Hier, les manifestations se sont déroulées dans le calme, et les partisans du président, à l’origine des violents affrontements ces deux derniers jours, n’étaient pas visibles, l’armée ayant déployé des dizaines de véhicules pour créer une zone tampon autour de la place, a rapporté l’agence APS.
Le mouvement de contestation a appelé à une mobilisation générale après la prière en début d’après-midi, pour ce qu’il a baptisé «le vendredi du départ», et espère réunir un million de personnes dans le pays au 11e jour d’une révolte qui a fait au moins 300 morts et des milliers de blessés, selon l’ONU. A la place Tahrir, symbole de la contestation populaire, des dizaines de milliers de manifestants ont participé à la prière hebdomadaire, tandis que d’autres étaient assis à côté. Dès la fin de la prière, les manifestants ont commencé à scander «Irhal, irhal» (dégage, dégage) à l’adresse de Moubarak qui a affirmé mardi qu’il ne briguerait pas un sixième mandat à la présidentielle de septembre après avoir passé près de 30 ans au pouvoir. Les manifestations d’hier ont été marquées par la visite de deux hautes personnalités, le président de la Ligue arabe Amr Moussa et le ministre de la Défense Mohamed Hussein Tantaoui.
«L’homme vous a dit qu’il n’allait pas se représenter», a lancé le ministre en référence à Moubarak, qui a promis de ne pas se présenter à la prochaine présidentielle prévue en septembre mais a refusé de se retirer du pouvoir avant la fin de son mandat actuel expirant fin août. Pour sa part, le Premier ministre, Ahmed Chafik, a appelé les manifestants à mettre pacifiquement un terme à leur mouvement de contestation, estimant que leurs revendications avaient été satisfaites à 90%. En colère et déterminés à faire aboutir leur révolte, les manifestants scandaient sans cesse des slogans demandant le départ «sans délai» de Moubarak et refusant tout dialogue avec le pouvoir entamé par le vice-président Omar Souleimane.

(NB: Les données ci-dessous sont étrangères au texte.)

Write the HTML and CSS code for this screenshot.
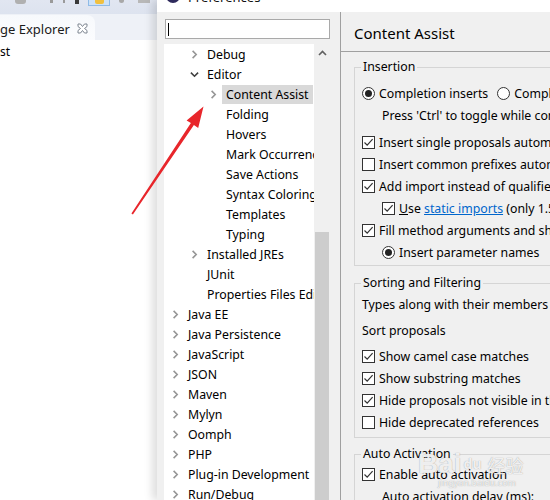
FILE: index.html
```html
<!DOCTYPE html>
<html>
<head>
<meta charset="utf-8">
<link rel="stylesheet" href="styles.css">
</head>
<body>
<div class="screen">
  <aside class="explorer">
    <div class="toolbar">
      <span class="tb tb-a"></span>
      <span class="tb tb-b"></span>
      <span class="tb tb-c"></span>
      <span class="tb tb-d"></span>
      <span class="tb tb-sel"><span class="tb-yellow"></span></span>
      <span class="tb tb-e"></span>
      <span class="tb tb-f"></span>
    </div>
    <div class="tabrow">
      <div class="tab">
        <span class="tab-title">ge Explorer</span>
        <svg class="tab-close" width="11" height="11" viewBox="0 0 11 11"><path d="M1 1h2.5L5.5 3.5 7.5 1H10v2.5L7.5 5.5 10 7.5V10H7.5L5.5 7.5 3.5 10H1V7.5L3.5 5.5 1 3.5z" fill="#fff" stroke="#7d8590" stroke-width="1"/></svg>
      </div>
    </div>
    <div class="explorer-body">
      <div class="exp-item">st</div>
    </div>
  </aside>

  <section class="dialog">
    <div class="titlebar">
      <span class="app-icon"></span>
      <span class="title">Preferences</span>
    </div>
    <div class="dialog-body">
      <nav class="nav">
        <div class="filter"><span class="caret"></span></div>
        <div class="tree-wrap">
          <ul class="tree">
            <li class="node l1"><span class="chev right"></span><span class="label">Debug</span></li>
            <li class="node l1"><span class="chev down"></span><span class="label">Editor</span></li>
            <li class="node l2"><span class="chev right"></span><span class="label selected">Content Assist</span></li>
            <li class="node l2"><span class="chev"></span><span class="label">Folding</span></li>
            <li class="node l2"><span class="chev"></span><span class="label">Hovers</span></li>
            <li class="node l2"><span class="chev"></span><span class="label">Mark Occurrences</span></li>
            <li class="node l2"><span class="chev"></span><span class="label">Save Actions</span></li>
            <li class="node l2"><span class="chev"></span><span class="label">Syntax Coloring</span></li>
            <li class="node l2"><span class="chev"></span><span class="label">Templates</span></li>
            <li class="node l2"><span class="chev"></span><span class="label">Typing</span></li>
            <li class="node l1"><span class="chev right"></span><span class="label">Installed JREs</span></li>
            <li class="node l1"><span class="chev"></span><span class="label">JUnit</span></li>
            <li class="node l1"><span class="chev"></span><span class="label">Properties Files Editor</span></li>
            <li class="node l0"><span class="chev right"></span><span class="label">Java EE</span></li>
            <li class="node l0"><span class="chev right"></span><span class="label">Java Persistence</span></li>
            <li class="node l0"><span class="chev right"></span><span class="label">JavaScript</span></li>
            <li class="node l0"><span class="chev right"></span><span class="label">JSON</span></li>
            <li class="node l0"><span class="chev right"></span><span class="label">Maven</span></li>
            <li class="node l0"><span class="chev right"></span><span class="label">Mylyn</span></li>
            <li class="node l0"><span class="chev right"></span><span class="label">Oomph</span></li>
            <li class="node l0"><span class="chev right"></span><span class="label">PHP</span></li>
            <li class="node l0"><span class="chev right"></span><span class="label">Plug-in Development</span></li>
            <li class="node l0"><span class="chev right"></span><span class="label">Run/Debug</span></li>
          </ul>
          <div class="vscroll">
            <div class="vs-up"><svg width="9" height="6" viewBox="0 0 9 6"><path d="M1 5L4.5 1.5 8 5" fill="none" stroke="#606060" stroke-width="1.6"/></svg></div>
            <div class="vs-thumb"></div>
          </div>
        </div>
      </nav>
      <div class="sash"></div>
      <main class="page">
        <h1 class="page-title">Content Assist</h1>
        <div class="page-body">
          <fieldset class="group g-insertion">
            <legend>Insertion</legend>
            <div class="row first">
              <span class="radio on"></span><span class="txt">Completion inserts</span>
              <span class="radio second"></span><span class="txt">Completion overwrites</span>
            </div>
            <div class="row indent-text">Press 'Ctrl' to toggle while content assist is active</div>
            <div class="row gap"><span class="check on"></span><span class="txt">Insert single proposals automatically</span></div>
            <div class="row"><span class="check"></span><span class="txt">Insert common prefixes automatically</span></div>
            <div class="row"><span class="check on"></span><span class="txt">Add import instead of qualified name</span></div>
            <div class="row indent"><span class="check on"></span><span class="txt"><u>U</u>se <a class="link">static imports</a> (only 1.5 or higher)</span></div>
            <div class="row"><span class="check on"></span><span class="txt">Fill method arguments and show guessed arguments</span></div>
            <div class="row indent"><span class="radio on"></span><span class="txt">Insert parameter names</span></div>
          </fieldset>

          <fieldset class="group g-sorting">
            <legend>Sorting and Filtering</legend>
            <div class="row plain first">Types along with their members</div>
            <div class="row plain spaced">Sort proposals</div>
            <div class="row spaced"><span class="check on"></span><span class="txt">Show camel case matches</span></div>
            <div class="row"><span class="check on"></span><span class="txt">Show substring matches</span></div>
            <div class="row"><span class="check on"></span><span class="txt">Hide proposals not visible in the invocation context</span></div>
            <div class="row"><span class="check"></span><span class="txt">Hide deprecated references</span></div>
          </fieldset>

          <fieldset class="group g-auto">
            <legend>Auto Activation</legend>
            <div class="row first"><span class="check on"></span><span class="txt">Enable auto activation</span></div>
            <div class="row indent-text">Auto activation delay (ms):</div>
          </fieldset>
        </div>
      </main>
    </div>
  </section>

  <svg class="annotation" width="550" height="500" viewBox="0 0 550 500">
    <polygon points="131.4,213.6 132.9,214.6 193.9,125.1 198.2,128.0 203.5,106.5 186.6,120.4 190.9,123.1" fill="#e8262b"/>
  </svg>

  <div class="watermark">
    <span class="wm-bai">Bai</span><span class="wm-paw">du</span><span class="wm-cn">经验</span>
    <span class="wm-url">jingyan.baidu.com</span>
  </div>
</div>
</body>
</html>
```
FILE: styles.css
```css
* { box-sizing: border-box; margin: 0; padding: 0; }
html, body { width: 550px; height: 500px; overflow: hidden; }
body {
  font-family: "Noto Sans", "Open Sans", sans-serif;
  font-size: 12.3px;
  color: #000;
  background: #fff;
}
.screen {
  position: relative;
  display: flex;
  width: 550px;
  height: 500px;
  overflow: hidden;
}

/* ---------- Package explorer (left) ---------- */
.explorer {
  width: 157px;
  flex: none;
  display: flex;
  flex-direction: column;
  background: #fff;
}
.toolbar {
  height: 14px;
  background: linear-gradient(#e1e6f1, #dde3ef);
  display: flex;
  align-items: flex-start;
}
.tb { display: block; flex: none; }
.tb-a { width: 11px; height: 4px; margin-left: 15px; background: #b0b0b0; border-radius: 0 0 3px 3px; }
.tb-b { width: 3px; height: 3px; margin-left: 24px; background: #9a9a9a; }
.tb-c { width: 2px; height: 3px; margin-left: 10px; background: #9a9a9a; }
.tb-d { width: 4px; height: 4px; margin-left: 10px; background: #3a3a3a; }
.tb-sel {
  width: 22px; height: 6px; margin-left: 9px;
  background: #cde2f8; border: 1px solid #8fbbe7; border-top: 0;
  display: flex; justify-content: center;
}
.tb-yellow { width: 9px; height: 4px; background: #f0c040; border-radius: 0 0 2px 2px; }
.tb-e { width: 5px; height: 3px; margin-left: 9px; background: #a8a8a8; border-radius: 0 0 3px 3px; }
.tb-f { width: 12px; height: 3px; margin-left: 14px; background: #b8b8b8; }

.tabrow {
  height: 26px;
  background: #eef1f7;
  display: flex;
  align-items: flex-end;
}
.tab {
  width: 95px;
  height: 25px;
  background: linear-gradient(#f7f9fc, #fbfcfe);
  border-top-right-radius: 8px;
  display: flex;
  align-items: center;
  padding-top: 2px;
}
.tab-title {
  font-size: 13px;
  color: #1a1a1a;
  line-height: 16px;
  white-space: nowrap;
}
.tab-close { margin-left: 7px; flex: none; }
.explorer-body { flex: 1; padding-top: 2px; }
.exp-item { height: 20px; line-height: 20px; font-size: 12px; }

/* ---------- Dialog ---------- */
.dialog {
  flex: 1;
  display: flex;
  flex-direction: column;
  background: #f0f0f0;
  position: relative;
  z-index: 1;
  box-shadow: -5px 0 8px rgba(0, 0, 0, 0.13);
}
.titlebar {
  height: 12px;
  background: #fff;
  display: flex;
  align-items: flex-end;
  overflow: hidden;
}
.app-icon {
  width: 14px; height: 14px;
  margin-left: 9px;
  margin-bottom: 9px;
  border-radius: 50%;
  background: #2e2a5c;
  flex: none;
}
.title {
  margin-left: 8px;
  margin-bottom: 8px;
  font-size: 13px;
  line-height: 14px;
  color: #111;
}
.dialog-body {
  flex: 1;
  display: flex;
  min-height: 0;
}
.nav {
  width: 183px;
  flex: none;
  display: flex;
  flex-direction: column;
}
.filter {
  width: 165px;
  height: 20px;
  margin: 7px 0 0 8px;
  background: #fff;
  border: 1px solid #a9a9a9;
  padding: 3px 0 0 2px;
}
.caret { display: block; width: 1px; height: 13px; background: #000; }
.tree-wrap {
  margin: 5px 0 0 7px;
  width: 166px;
  flex: 1;
  display: flex;
  min-height: 0;
}
.tree {
  list-style: none;
  width: 150px;
  flex: none;
  background: #fff;
  overflow: hidden;
}
.node {
  height: 20px;
  display: flex;
  align-items: center;
  white-space: nowrap;
}
.node.l0 { padding-left: 7px; }
.node.l1 { padding-left: 26px; }
.node.l2 { padding-left: 45px; }
.chev {
  width: 9px; height: 9px;
  margin-right: 8px;
  flex: none;
  background-repeat: no-repeat;
  background-position: center;
}
.chev.right {
  background-image: url("data:image/svg+xml,%3Csvg xmlns='http://www.w3.org/2000/svg' width='9' height='9'%3E%3Cpath d='M2.6 0.9L6.2 4.5 2.6 8.1' fill='none' stroke='%23969696' stroke-width='1.6'/%3E%3C/svg%3E");
}
.chev.down {
  background-image: url("data:image/svg+xml,%3Csvg xmlns='http://www.w3.org/2000/svg' width='9' height='9'%3E%3Cpath d='M0.9 2.6L4.5 6.2 8.1 2.6' fill='none' stroke='%23404040' stroke-width='1.6'/%3E%3C/svg%3E");
}
.label {
  line-height: 19px;
  padding: 0 4px;
  margin-left: -4px;
}
.label.selected { background: #d9d9d9; }
.vscroll {
  width: 16px;
  flex: none;
  background: #f0f0f0;
  display: flex;
  flex-direction: column;
}
.vs-up {
  height: 17px;
  display: flex;
  align-items: center;
  justify-content: center;
}
.vs-thumb {
  margin: 171px 1px 0 1px;
  flex: 1;
  background: #cdcdcd;
}
.sash {
  width: 1px;
  flex: none;
  background: #a0a0a0;
}

/* ---------- Preference page ---------- */
.page {
  flex: 1;
  min-width: 0;
  overflow: hidden;
}
.page-title {
  font-size: 15px;
  font-weight: normal;
  height: 40px;
  line-height: 34px;
  padding: 4px 0 0 13px;
  border-bottom: 1px solid #a0a0a0;
  white-space: nowrap;
}
.page-body {
  padding-left: 13px;
}
.group {
  width: 320px;
  border: 1px solid #d5d5d5;
  padding: 0;
}
.group legend {
  margin-left: 6px;
  padding: 0 2px;
  line-height: 16px;
  font-size: 12.3px;
  white-space: nowrap;
}
.g-insertion { margin-top: 7px; padding-bottom: 2px; }
.g-sorting { margin-top: 9px; padding-bottom: 4px; }
.g-auto { margin-top: 8px; }

.row {
  height: 22px;
  display: flex;
  align-items: center;
  padding-left: 7px;
  white-space: nowrap;
}
.g-insertion .row.first { margin-top: 7px; }
.g-insertion .row.gap { margin-top: 5px; }
.g-sorting .row.first { margin-top: 2px; }
.g-sorting .row.spaced { margin-top: 4px; }
.g-auto .row.first { margin-top: 1px; }
.row.indent { padding-left: 27px; }
.row.indent-text { padding-left: 27px; }
.row.plain { padding-left: 7px; }
.txt { margin-left: 4px; }
.link { color: #0066cc; text-decoration: underline; }

.check, .radio {
  width: 13px; height: 13px;
  flex: none;
  border: 1px solid #333;
  background: #fff;
  display: block;
}
.check.on {
  background: #fff url("data:image/svg+xml,%3Csvg xmlns='http://www.w3.org/2000/svg' width='11' height='11'%3E%3Cpath d='M1.5 5.5L4.2 8.2 9.6 2.2' fill='none' stroke='%23333' stroke-width='1.2'/%3E%3C/svg%3E") no-repeat center;
}
.radio {
  border-radius: 50%;
  display: flex;
  align-items: center;
  justify-content: center;
}
.radio.on::after {
  content: "";
  width: 7px; height: 7px;
  border-radius: 50%;
  background: #222;
}
.radio.second { margin-left: 9px; }

/* ---------- Overlays ---------- */
.annotation {
  position: absolute;
  left: 0; top: 0;
  z-index: 5;
  pointer-events: none;
}
.watermark {
  position: absolute;
  left: 418px;
  top: 448px;
  z-index: 4;
  width: 120px;
  pointer-events: none;
  color: rgba(255, 255, 255, 0.85);
  text-shadow: 0 0 1px rgba(110, 110, 110, 0.7);
  white-space: nowrap;
}
.wm-bai { font-size: 28px; font-weight: bold; font-family: "Liberation Sans", sans-serif; }
.wm-paw { font-size: 14px; font-weight: bold; margin-left: 2px; vertical-align: 4px; }
.wm-cn { font-size: 18px; margin-left: 6px; font-family: "Noto Sans CJK SC", sans-serif; }
.wm-url { display: block; font-size: 9px; margin: -4px 0 0 20px; }
```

L’opposition refuse le dialogue
Le guide suprême des Frères musulmans, principale force d’opposition, Mohammed Badie, a déclaré qu’il était prêt au dialogue avec Souleimane mais uniquement après le départ de
M. Moubarak. Il s’est dit favorable à une «période transitoire que dirigera le vice-président». «Nous sommes pour le dialogue avec quiconque veut mener des réformes dans le pays, après le départ du président», a insisté Mohammed Badie qui s’exprimait pour la première fois publiquement depuis le début de la contestation. «Une seule revendication qui soit satisfaite et nous nous engagerons ensuite dans le dialogue», a-t-il déclaré aux médias. La télévision publique égyptienne a annoncé jeudi le début du dialogue entre l’opposition et le gouvernement, mais la coalition nationale pour le Changement, composée de plusieurs formations de l’opposition, a exclu de nouveau tout dialogue avec le pouvoir et a exigé le départ sans délai de Moubarak.

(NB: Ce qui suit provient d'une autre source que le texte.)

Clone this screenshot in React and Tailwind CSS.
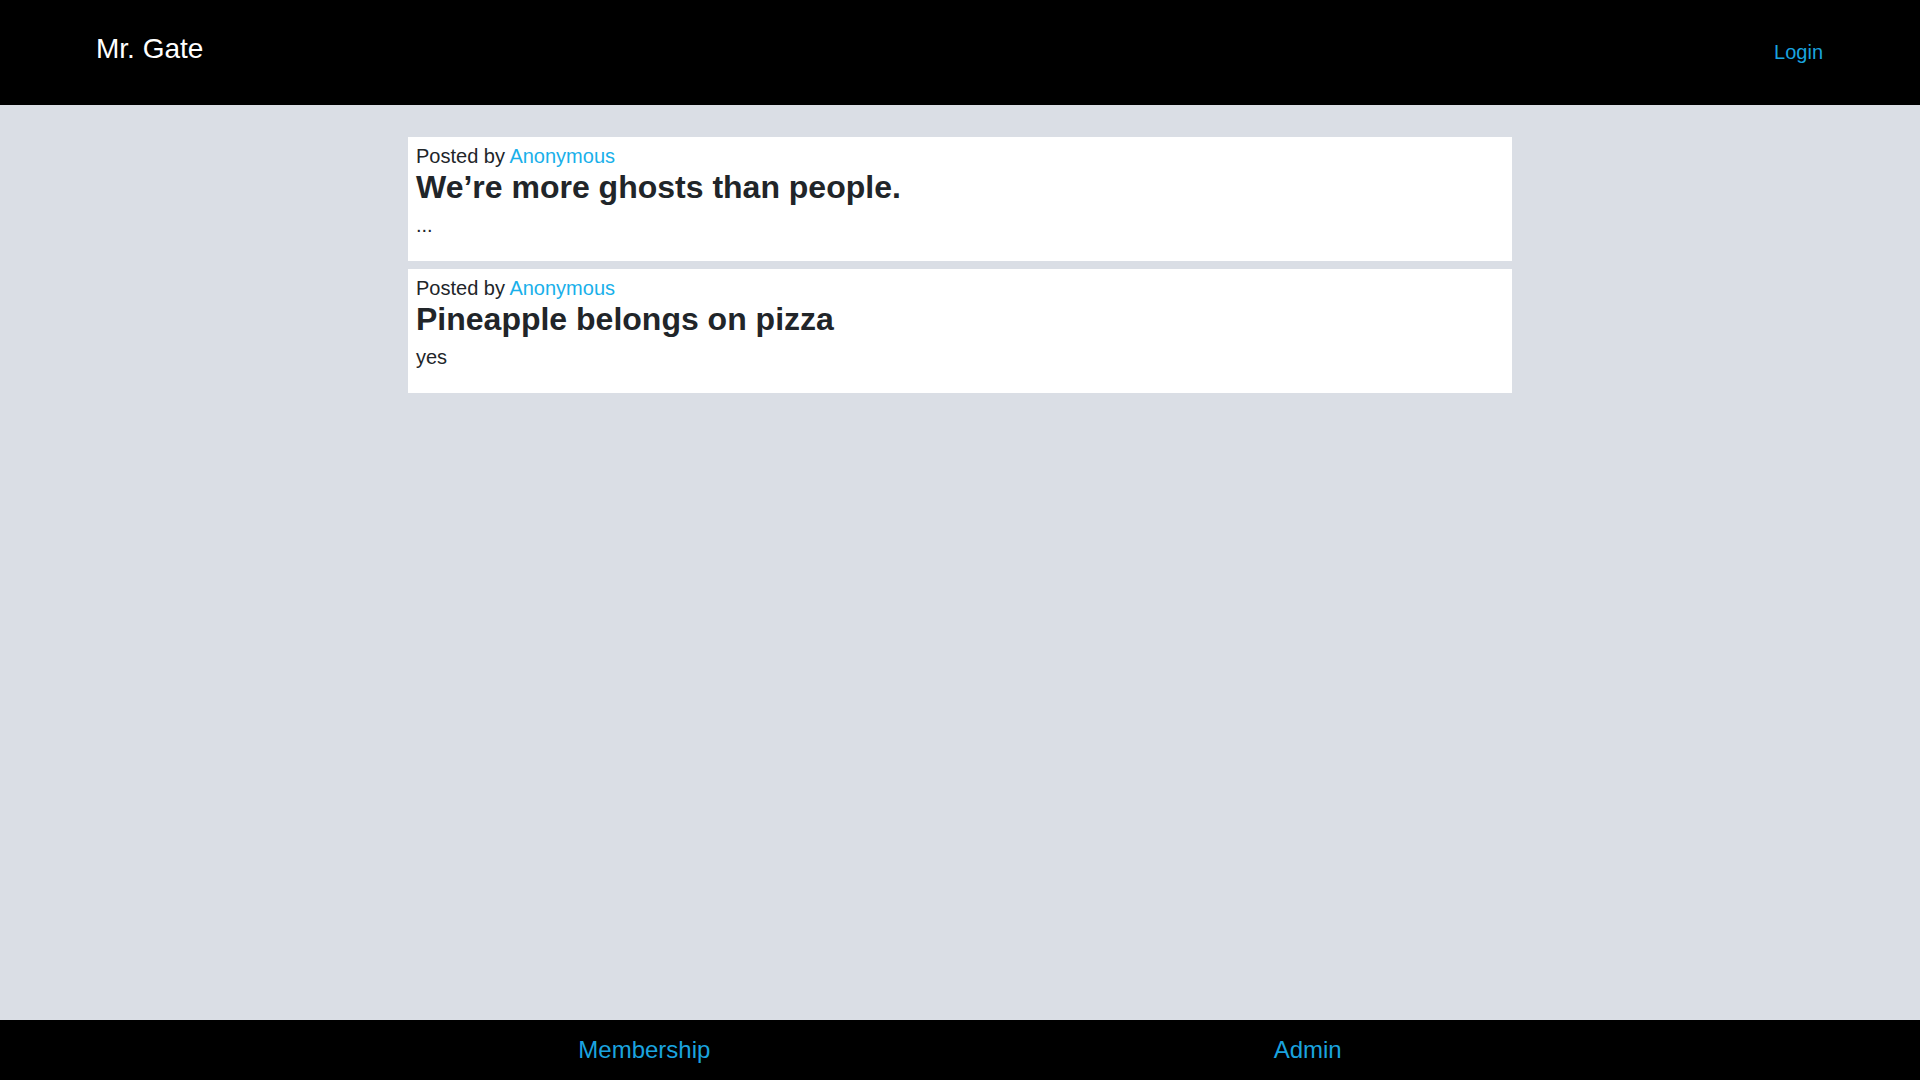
const posts = [
  { id: 1, author: "Anonymous", title: "We’re more ghosts than people.", body: "..." },
  { id: 2, author: "Anonymous", title: "Pineapple belongs on pizza", body: "yes" },
];

export default function App() {
  return (
    <div
      className="flex min-h-screen flex-col bg-[#dadee5] text-[#212529]"
      style={{ fontFamily: '"Liberation Sans", Arial, sans-serif' }}
    >
      <header className="flex h-[105px] items-start justify-between bg-black pl-[96px] pr-[97px]">
        <a className="mt-[32px] text-[28px] leading-[34px] text-white">Mr. Gate</a>
        <a className="mt-[40px] text-[20px] leading-[24px] text-[#1aa3df]">Login</a>
      </header>

      {/* Posts */}
      <main className="flex flex-1 flex-col items-center gap-2 pt-8">
        {posts.map((p) => (
          <div key={p.id} className="w-[1104px] bg-white px-2 pt-[7px] pb-6">
            <p className="text-[20px] leading-[24px]">
              Posted by <span className="text-[#19b0ea]">{p.author}</span>
            </p>
            <h2 className="mb-[7px] text-[32px] font-bold leading-[38px]">{p.title}</h2>
            <p className="text-[20px] leading-[24px]">{p.body}</p>
          </div>
        ))}
      </main>

      <footer className="flex h-[60px] items-center justify-evenly bg-black px-[15px]">
        <a className="text-[24px] leading-[28px] text-[#1aa3df]">Membership</a>
        <a className="text-[24px] leading-[28px] text-[#1aa3df]">Admin</a>
      </footer>
    </div>
  );
}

Les ambitions de Amr Moussa
Le secrétaire général de la Ligue arabe, Amr Moussa, s’est déplacé vendredi à la place d’Al-Thrir, au centre du Caire pour «aider à l’apaisement» en prévision des manifestations baptisées «le jour du départ». «Je ne crois pas qu’il va partir. Je pense qu’il restera jusqu’à fin août», a dit M. Moussa, ancien ministre égyptien des Affaires étrangères.
Sur la radio Europe 1, le secrétaire général de l’organisation panarabe n’a pas exclu vendredi de briguer la succession de M. Moubarak. A une question sur son éventuelle candidature aux élections présidentielle, Amr Moussa a répondu : «Pourquoi dire non». «Je suis à la disposition de mon pays bien sûr. Mais on va voir les développements politiques. Je suis prêt à servir comme un citoyen qui a le droit d’être candidat», a déclaré Amr Moussa, soulignant qu’il «est prêt à jouer un rôle dans le transition en Egypte». Moussa n’a pas écarté non plus la possibilité d’intégrer un éventuel gouvernement de transition, et souhaité un «consensus national». «On ne peut pas ignorer Les forces politiques, y compris les Frères musulmans», principal mouvement d’opposition du pays, a-t-il ajouté.
Pression internationale
Selon le New York Times, les Etats-Unis sont en train de discuter avec des responsables égyptiens des modalités d’un départ immédiat de M. Moubarak et du transfert du pouvoir à un gouvernement de transition dirigé par le vice-président Omar Souleimane.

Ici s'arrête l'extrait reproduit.